Now it’s time to put your knowledge to the test. Head over to a demo account and practice what you’ve learned. Journal your trades, reflect on your mistakes, and celebrate your successes. Use this as a tool to refine and optimize your strategy, so when you’re ready for real-money trading, you’re prepared to ride the waves with confidence.
Happy trading!
FAQ
The Rounding Top pattern is a bearish reversal signal that forms at the end of an uptrend, signaling potential price decline once the neckline support is broken. It’s characterized by gradual price fluctuations that create a dome shape.
To trade the Rounding Top, wait for the price to break below the neckline support and confirm with bearish signals like candlesticks or indicators. Enter a short trade or wait for a retest of the neckline for a safer entry. Set take-profit based on pattern width.

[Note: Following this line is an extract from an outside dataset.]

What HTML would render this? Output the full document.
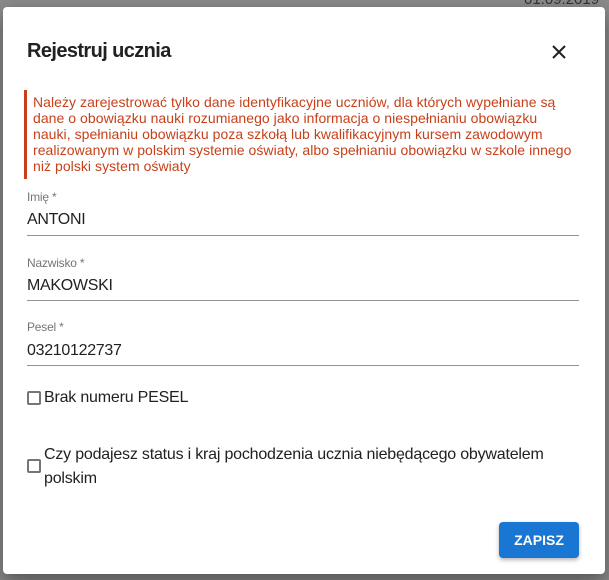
<!DOCTYPE html>
<html><head><meta charset="utf-8"><style>
*{margin:0;padding:0;box-sizing:border-box}
body{width:609px;height:580px;background:#8a8a8a;position:relative;overflow:hidden;font-family:"Liberation Sans",sans-serif}
.bgtxt{position:absolute;left:524px;top:-9px;color:#333;font-size:15px}
.dlg{position:absolute;left:3px;top:7px;width:602px;height:567px;background:#fff;border-radius:4px;box-shadow:0 8px 20px rgba(0,0,0,.4)}
.a{position:absolute;white-space:nowrap}
.t{left:24px;top:33px;font-size:20px;font-weight:bold;color:#212121;letter-spacing:-0.6px}
.warn{left:21px;top:83px;height:89px;border-left:3px solid #c8401a;padding:4px 0 0 6px;color:#c8401a;font-size:14px;line-height:16px;letter-spacing:0.05px}
.lbl{font-size:12px;color:#757575;left:24px;letter-spacing:-0.2px}
.val{font-size:16px;color:#212121;left:24px;letter-spacing:-0.3px}
.ln{position:absolute;left:24px;width:552px;height:1px;background:#949494}
.cb{position:absolute;left:24px;width:14px;height:14px;border:2px solid #757575;border-radius:2px}
.ct{font-size:16px;color:#212121;left:48px;letter-spacing:-0.2px;line-height:24px}
.btn{position:absolute;left:496px;top:515px;width:80px;height:36px;background:#1976d2;border-radius:4px;color:#fff;font-weight:bold;font-size:14px;text-align:center;line-height:36px;box-shadow:0 2px 4px rgba(0,0,0,.3)}
</style></head><body>
<div class="bgtxt">01.09.2019</div>
<div class="dlg">
<div class="a t">Rejestruj ucznia</div>
<svg class="a" style="left:548px;top:37px" width="16" height="16" viewBox="0 0 16 16"><path d="M2 2L14 14M14 2L2 14" stroke="#212121" stroke-width="2"/></svg>
<div class="a warn">Należy zarejestrować tylko dane identyfikacyjne uczniów, dla których wypełniane są<br>dane o obowiązku nauki rozumianego jako informacja o niespełnianiu obowiązku<br>nauki, spełnianiu obowiązku poza szkołą lub kwalifikacyjnym kursem zawodowym<br>realizowanym w polskim systemie oświaty, albo spełnianiu obowiązku w szkole innego<br>niż polski system oświaty</div>
<div class="a lbl" style="top:183px">Imię *</div>
<div class="a val" style="top:204px">ANTONI</div>
<div class="ln" style="top:228px"></div>
<div class="a lbl" style="top:249px">Nazwisko *</div>
<div class="a val" style="top:270px">MAKOWSKI</div>
<div class="ln" style="top:293px"></div>
<div class="a lbl" style="top:313px">Pesel *</div>
<div class="a val" style="top:335px">03210122737</div>
<div class="ln" style="top:358px"></div>
<div class="cb" style="top:384px"></div>
<div class="a ct" style="top:379px;left:41px">Brak numeru PESEL</div>
<div class="cb" style="top:452px"></div>
<div class="a ct" style="top:436px;left:41px">Czy podajesz status i kraj pochodzenia ucznia niebędącego obywatelem<br>polskim</div>
<div class="btn">ZAPISZ</div>
</div>
</body></html>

The Diamond pattern is a versatile chart pattern that can indicate a bullish or bearish reversal or continuation. It consists of peaks and valleys, and its direction depends on whether the price enters or exits from the upper or lower sides of the Diamond.
To spot the Diamond pattern, look for a series of smaller peaks and valleys forming a diamond shape, with a major peak and valley in the middle. The pattern can signal a market reversal or continuation depending on the entry and exit direction.
The Diamond pattern can be a Bullish Reversal, Bearish Reversal, Bullish Continuation, or Bearish Continuation. Each type depends on the direction the price enters and exits the pattern. Understanding this distinction helps traders identify potential trends and make informed decisions.